In judging another’s life I observe always how its close has borne itself, and my chief endeavour regarding my own end is that it may carry itself well, that is to say, quietly and insensibly.[23]

  1. For always the last day of a man must be awaited; and no man should be called blessed before his death and the last rites of his funeral. — Ovid, Metamorphoses, III, 135.
  2. Passage in square brackets omitted in 1595.
  3. See Herodotus, I, 86. Montaigne had already referred to this saying of Solon in chapter 3 of this Book.
  4. See Plutarch, Apothegms of the Lacedæmonians.
  5. An allusion to Philip, son of Perseus. See Plutarch, Life of Paulus Æmilius.
  6. An allusion to the familiar story of Dionysius the tyrant, driven from his realm by Timoleon.
  7. See Cicero, Tusc. Disp., I, 35.
  8. See Guicciardini, IV.
  9. Mary, Queen of Scots, widow of François II. She was executed in 1587, but this passage did not appear in the Essays until after Montaigne’s death.
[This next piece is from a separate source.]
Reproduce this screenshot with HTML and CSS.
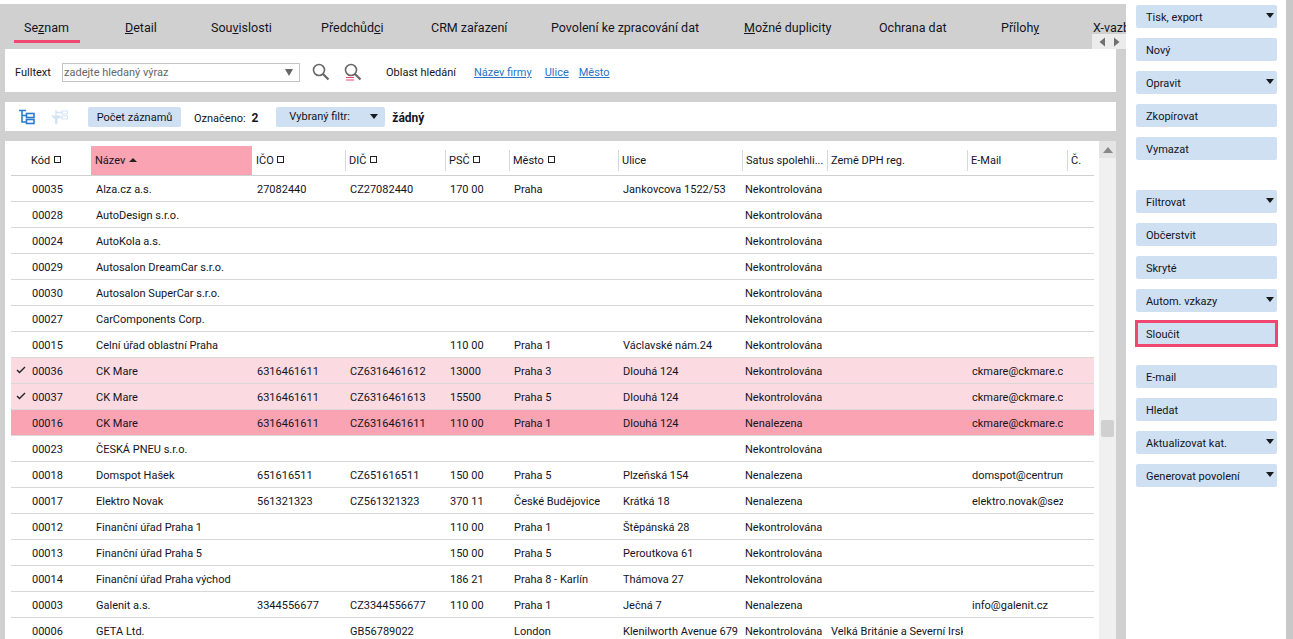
FILE: index.html
```html
<!DOCTYPE html>
<html lang="cs">
<head>
    <meta charset="UTF-8">
    <title>Seznam firem</title>
    <link rel="stylesheet" href="styles.css">
</head>
<body>
<div class="app">
    <div class="main">
        <div class="tabs">
            <div class="tab active">Se<u>z</u>nam</div>
            <div class="tab"><u>D</u>etail</div>
            <div class="tab">Sou<u>v</u>islosti</div>
            <div class="tab">Předchůd<u>c</u>i</div>
            <div class="tab">CRM zařazení</div>
            <div class="tab">Povolení ke zpracování dat</div>
            <div class="tab"><u>M</u>ožné duplicity</div>
            <div class="tab">Ochrana dat</div>
            <div class="tab">Příloh<u>y</u></div>
            <div class="tab">X-vazby</div>
        </div>
        <div class="tab-arrows">
            <svg width="10" height="12" viewBox="0 0 10 12"><path d="M8 1.5v9L2.5 6z" fill="#707070"/></svg>
            <svg width="10" height="12" viewBox="0 0 10 12"><path d="M2 1.5v9L7.5 6z" fill="#707070"/></svg>
        </div>

        <div class="panel search">
            <span class="search-label">Fulltext</span>
            <div class="search-box">
                <span>zadejte hledaný výraz</span>
                <span class="arrow gray"></span>
            </div>
            <svg class="search-icon" width="20" height="20" viewBox="0 0 20 20">
                <circle cx="8" cy="8" r="5.5" fill="none" stroke="#666" stroke-width="1.6"/>
                <path d="M12 12l5.5 5.5" stroke="#666" stroke-width="2.2"/>
            </svg>
            <svg class="search-icon second" width="20" height="20" viewBox="0 0 20 20">
                <circle cx="8" cy="8" r="5.5" fill="none" stroke="#666" stroke-width="1.6"/>
                <path d="M12 12l5.5 5.5" stroke="#666" stroke-width="2.2"/>
                <path d="M3 15.5h8M3 18h8" stroke="#ef476f" stroke-width="1"/>
            </svg>
            <span class="area-label">Oblast hledání</span>
            <a class="link first">Název firmy</a>
            <a class="link">Ulice</a>
            <a class="link last">Město</a>
        </div>

        <div class="panel toolbar">
            <svg class="tree-icon" width="16" height="16" viewBox="0 0 16 16" fill="none" stroke="#2a7bd0" stroke-width="1.6">
                <path d="M0 1.5h7M3 1.5v11.5h4M3 6.5h4"/>
                <rect x="7.5" y="4.5" width="7.5" height="4"/>
                <rect x="7.5" y="10.5" width="7.5" height="4"/>
            </svg>
            <svg class="filter-icon" width="18" height="16" viewBox="0 0 18 16" fill="none">
                <path d="M0 6.5h10L6.5 10.5v5L4 14.5v-4z" fill="#d3e4f5"/>
                <path d="M5 1v6M5 3.5h6M8 8.5h3" stroke="#d3e4f5" stroke-width="1.4"/>
                <rect x="11" y="2" width="5.5" height="3" stroke="#d3e4f5"/>
                <rect x="11" y="7" width="5.5" height="3" stroke="#d3e4f5"/>
            </svg>
            <div class="chip">Počet záznamů</div>
            <span class="marked">Označeno: <b>2</b></span>
            <div class="chip filter">Vybraný filtr:<span class="arrow"></span></div>
            <b class="filter-value">žádný</b>
        </div>

        <div class="panel grid-panel">
            <table class="grid">
                <colgroup>
                    <col class="c-check"><col class="c-code"><col class="c-name"><col class="c-ico"><col class="c-dic">
                    <col class="c-psc"><col class="c-city"><col class="c-street"><col class="c-status"><col class="c-vat">
                    <col class="c-mail"><col class="c-no">
                </colgroup>
                <thead>
                    <tr>
                        <th></th>
                        <th class="nosep">Kód <i class="box"></i></th>
                        <th class="sorted">Název <i class="sort-up"></i></th>
                        <th class="nosep">IČO <i class="box"></i></th>
                        <th>DIČ <i class="box"></i></th>
                        <th>PSČ <i class="box"></i></th>
                        <th>Město <i class="box"></i></th>
                        <th>Ulice</th>
                        <th>Satus spolehli...</th>
                        <th>Země DPH reg.</th>
                        <th>E-Mail</th>
                        <th>Č.</th>
                    </tr>
                </thead>
                <tbody>
                    <tr><td></td><td>00035</td><td>Alza.cz a.s.</td><td>27082440</td><td>CZ27082440</td><td>170 00</td><td>Praha</td><td>Jankovcova 1522/53</td><td>Nekontrolována</td><td></td><td></td><td></td></tr>
                    <tr><td></td><td>00028</td><td>AutoDesign s.r.o.</td><td></td><td></td><td></td><td></td><td></td><td>Nekontrolována</td><td></td><td></td><td></td></tr>
                    <tr><td></td><td>00024</td><td>AutoKola a.s.</td><td></td><td></td><td></td><td></td><td></td><td>Nekontrolována</td><td></td><td></td><td></td></tr>
                    <tr><td></td><td>00029</td><td>Autosalon DreamCar s.r.o.</td><td></td><td></td><td></td><td></td><td></td><td>Nekontrolována</td><td></td><td></td><td></td></tr>
                    <tr><td></td><td>00030</td><td>Autosalon SuperCar s.r.o.</td><td></td><td></td><td></td><td></td><td></td><td>Nekontrolována</td><td></td><td></td><td></td></tr>
                    <tr><td></td><td>00027</td><td>CarComponents Corp.</td><td></td><td></td><td></td><td></td><td></td><td>Nekontrolována</td><td></td><td></td><td></td></tr>
                    <tr><td></td><td>00015</td><td>Celní úřad oblastní Praha</td><td></td><td></td><td>110 00</td><td>Praha 1</td><td>Václavské nám.24</td><td>Nekontrolována</td><td></td><td></td><td></td></tr>
                    <tr class="marked-row"><td class="check"><svg width="10" height="8" viewBox="0 0 10 8"><path d="M1 4l2.5 2.5L9 1" fill="none" stroke="#222" stroke-width="1.4"/></svg></td><td>00036</td><td>CK Mare</td><td>6316461611</td><td>CZ6316461612</td><td>13000</td><td>Praha 3</td><td>Dlouhá 124</td><td>Nekontrolována</td><td></td><td><div class="cut">ckmare@ckmare.cz</div></td><td></td></tr>
                    <tr class="marked-row"><td class="check"><svg width="10" height="8" viewBox="0 0 10 8"><path d="M1 4l2.5 2.5L9 1" fill="none" stroke="#222" stroke-width="1.4"/></svg></td><td>00037</td><td>CK Mare</td><td>6316461611</td><td>CZ6316461613</td><td>15500</td><td>Praha 5</td><td>Dlouhá 124</td><td>Nekontrolována</td><td></td><td><div class="cut">ckmare@ckmare.cz</div></td><td></td></tr>
                    <tr class="current-row"><td></td><td>00016</td><td>CK Mare</td><td>6316461611</td><td>CZ6316461611</td><td>110 00</td><td>Praha 1</td><td>Dlouhá 124</td><td>Nenalezena</td><td></td><td><div class="cut">ckmare@ckmare.cz</div></td><td></td></tr>
                    <tr><td></td><td>00023</td><td>ČESKÁ PNEU s.r.o.</td><td></td><td></td><td></td><td></td><td></td><td>Nekontrolována</td><td></td><td></td><td></td></tr>
                    <tr><td></td><td>00018</td><td>Domspot Hašek</td><td>651616511</td><td>CZ651616511</td><td>150 00</td><td>Praha 5</td><td>Plzeňská 154</td><td>Nenalezena</td><td></td><td><div class="cut">domspot@centrum.cz</div></td><td></td></tr>
                    <tr><td></td><td>00017</td><td>Elektro Novak</td><td>561321323</td><td>CZ561321323</td><td>370 11</td><td>České Budějovice</td><td>Krátká 18</td><td>Nenalezena</td><td></td><td><div class="cut">elektro.novak@seznam.cz</div></td><td></td></tr>
                    <tr><td></td><td>00012</td><td>Finanční úřad Praha 1</td><td></td><td></td><td>110 00</td><td>Praha 1</td><td>Štěpánská 28</td><td>Nekontrolována</td><td></td><td></td><td></td></tr>
                    <tr><td></td><td>00013</td><td>Finanční úřad Praha 5</td><td></td><td></td><td>150 00</td><td>Praha 5</td><td>Peroutkova 61</td><td>Nekontrolována</td><td></td><td></td><td></td></tr>
                    <tr><td></td><td>00014</td><td>Finanční úřad Praha východ</td><td></td><td></td><td>186 21</td><td>Praha 8 - Karlín</td><td>Thámova 27</td><td>Nekontrolována</td><td></td><td></td><td></td></tr>
                    <tr><td></td><td>00003</td><td>Galenit a.s.</td><td>3344556677</td><td>CZ3344556677</td><td>110 00</td><td>Praha 1</td><td>Ječná 7</td><td>Nenalezena</td><td></td><td><div class="cut">info@galenit.cz</div></td><td></td></tr>
                    <tr><td></td><td>00006</td><td>GETA Ltd.</td><td></td><td>GB56789022</td><td></td><td>London</td><td>Klenilworth Avenue 679</td><td>Nekontrolována</td><td><div class="cut">Velká Británie a Severní Irsko</div></td><td></td><td></td></tr>
                </tbody>
            </table>
            <div class="scrollbar">
                <div class="scroll-up"><span class="arrow-up"></span></div>
                <div class="scroll-thumb"></div>
            </div>
        </div>
    </div>

    <div class="side">
        <div class="btn drop">Tisk, export</div>
        <div class="btn">Nový</div>
        <div class="btn drop">Opravit</div>
        <div class="btn">Zkopírovat</div>
        <div class="btn">Vymazat</div>
        <div class="btn drop group">Filtrovat</div>
        <div class="btn">Občerstvit</div>
        <div class="btn">Skryté</div>
        <div class="btn drop">Autom. vzkazy</div>
        <div class="btn highlighted">Sloučit</div>
        <div class="btn after-merge">E-mail</div>
        <div class="btn">Hledat</div>
        <div class="btn drop">Aktualizovat kat.</div>
        <div class="btn drop">Generovat povolení</div>
    </div>
    <div class="edge"></div>
</div>
</body>
</html>
```

FILE: styles.css
```css
html, body { margin: 0; height: 100%; overflow: hidden; background: #fff; }
body { font-family: Roboto, sans-serif; font-size: 11px; color: #14141e; }

.app { display: grid; grid-template-columns: 1126px 1fr 7px; height: 639px; }

.main { position: relative; margin-top: 4px; background: #d0d0d0; overflow: hidden; display: flex; flex-direction: column; }

.tabs { height: 45px; display: flex; font-size: 12.5px; flex: none; white-space: nowrap; }
.tab { padding-top: 16px; height: 29px; flex: none; }
.tab:nth-child(1) { margin-left: 14px; padding: 16px 10px 0; width: 46px; position: relative; }
.tab.active::after { content: ""; position: absolute; left: 0; right: 0; top: 36px; height: 3px; background: #ef476f; }
.tab:nth-child(2) { margin-left: 45px; width: 86px; }
.tab:nth-child(3) { width: 110px; }
.tab:nth-child(4) { width: 110px; }
.tab:nth-child(5) { width: 120px; }
.tab:nth-child(6) { width: 193px; }
.tab:nth-child(7) { width: 135px; }
.tab:nth-child(8) { width: 122px; }
.tab:nth-child(9) { width: 92px; }

.tab-arrows { position: absolute; left: 1092px; top: 30px; width: 34px; height: 15px; background: #ececec; display: flex; align-items: center; justify-content: center; gap: 5px; }

.panel { background: #fff; margin: 0 10px 0 5px; display: flex; align-items: center; flex: none; }

.search { height: 43px; box-sizing: border-box; padding-top: 4px; }
.search-label { margin-left: 10px; width: 47px; }
.search-box { width: 238px; height: 19px; box-sizing: border-box; border: 1px solid #c4c4c4; color: #666; padding-left: 1px; display: flex; align-items: center; justify-content: space-between; padding-right: 6px; }
.search-icon { margin-left: 11px; margin-top: -2px; }
.search-icon.second { margin-left: 12px; }
.area-label { margin-left: 23px; }
.link { color: #2a74c8; text-decoration: underline; margin-left: 13px; }
.link.first { margin-left: 18px; }
.link.last { margin-left: 10px; }

.arrow { display: inline-block; border-left: 4px solid transparent; border-right: 4px solid transparent; border-top: 5px solid #1a1a1a; }
.arrow.gray { border-top: 7px solid #666; }

.toolbar { height: 29px; margin-top: 10px; }
.tree-icon { margin-left: 14px; }
.filter-icon { margin-left: 16px; }
.chip { background: #cfe0f3; border-radius: 2px; height: 20px; line-height: 22px; margin-left: 19px; width: 93px; text-align: center; }
.marked { margin-left: 13px; padding-top: 2px; }
.marked b { margin-left: 3px; font-size: 12px; }
.chip.filter { margin-left: 18px; width: 109px; box-sizing: border-box; padding: 0 7px 0 13px; display: flex; align-items: center; justify-content: space-between; }
.filter-value { margin-left: 7px; font-size: 12px; padding-top: 2px; }

.grid-panel { margin-top: 10px; flex: 1; align-items: flex-start; position: relative; min-height: 0; padding: 5px 0 0 6px; }

.grid { border-collapse: collapse; table-layout: fixed; width: 1083px; flex: none; }
.c-check { width: 19px; }
.c-code { width: 61px; }
.c-name { width: 161px; }
.c-ico { width: 93px; }
.c-dic { width: 100px; }
.c-psc { width: 64px; }
.c-city { width: 109px; }
.c-street { width: 124px; }
.c-status { width: 85px; }
.c-vat { width: 140px; }
.c-mail { width: 100px; }
.c-no { width: 27px; }

.grid th { height: 29px; padding: 0 0 0 4px; box-sizing: border-box; font-weight: 400; text-align: left; white-space: nowrap; overflow: hidden; border-bottom: 1px solid #d0d0d0; background: linear-gradient(#d8d8d8, #d8d8d8) left center / 1px 21px no-repeat; }
.grid th:first-child, .grid th.nosep { background: none; }
.grid th:nth-child(2) { padding-left: 1px; }
.grid th.sorted { background: #f9a3b3; }
.grid td { height: 23px; padding: 2px 4px 0; white-space: nowrap; overflow: hidden; border-bottom: 1px solid #d8d8d8; }
.grid td:nth-child(2) { padding-left: 2px; }
.grid td:nth-child(3) { padding-left: 5px; }
.grid td:nth-child(4), .grid td:nth-child(5), .grid td:nth-child(6), .grid td:nth-child(7), .grid td:nth-child(8), .grid td:nth-child(11) { padding-left: 5px; }
.grid td:nth-child(9) { padding-left: 3px; padding-right: 0; }
.cut { overflow: hidden; }

.marked-row td { background: #fbdbe1; }
.current-row td { background: #f9a3b3; }
.grid td.check { text-align: center; padding: 0; line-height: 0; }

.box { display: inline-block; width: 5px; height: 5px; border: 1px solid #222; margin-left: 1px; vertical-align: 1px; }
.sort-up { display: inline-block; border-left: 4px solid transparent; border-right: 4px solid transparent; border-bottom: 4px solid #222; margin-left: 1px; vertical-align: 2px; }

.scrollbar { position: absolute; right: 0; top: 0; bottom: 0; width: 17px; background: #f0f0f0; }
.scroll-up { height: 17px; background: #e4e4e4; display: flex; align-items: center; justify-content: center; }
.arrow-up { border-left: 5px solid transparent; border-right: 5px solid transparent; border-bottom: 6px solid #888; }
.scroll-thumb { position: absolute; left: 2px; top: 279px; width: 13px; height: 17px; border-radius: 2px; background: #d0d0d0; }

.side { padding: 5px 9px 0 10px; display: flex; flex-direction: column; gap: 10px; }
.btn { position: relative; height: 23px; line-height: 25px; background: #cfe0f3; border-radius: 2px; padding-left: 10px; flex: none; }
.btn.drop::after { content: ""; position: absolute; right: 3px; top: 8px; border-left: 4px solid transparent; border-right: 4px solid transparent; border-top: 5px solid #1a1a1a; }
.btn.group { margin-top: 20px; }
.btn.highlighted { margin: -2px -1px 0; height: 27px; box-sizing: border-box; line-height: 23px; border: 3px solid #ef476f; border-radius: 0; padding-left: 8px; }
.btn.after-merge { margin-top: 8px; }

.edge { background: #c8c8c8; }
```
  10. This last sentence is not in the Édition Municipale, but was added in 1595.
  11. So true it is that a hidden power tramples on human affairs, and seems as in sport to tread underfoot the fair rods and the cruel axes. — Lucretius, V, 1233.
  12. See Seneca, Epistle 98: Incrementa lente exeunt, festinatur in damnum.
  13. Surely I have lived to-day one day longer than I should have lived. — Macrobius, Saturnalia, II, 7.
  14. D’un esprit bien né.
  15. Parler françois.
  16. For then at last words of truth come from the depths of the breast; the mask is torn off; reality remains. — Lucretius, III, 57. The original has eliciuntur in the second line.
  17. See Seneca, Epistle 26, 4: Ille laturus sententiam de omnibus annis meis dies veneret.
  18. The Essay ended here in the editions preceding 1588.
  19. See Seneca, Epistle 24.
  20. See Plutarch, Apothegms of Kings, etc.
  21. Epaminondas.
  22. Dans la fleur de son croist.
  23. Sourdement: substituted in 1595 for seurement.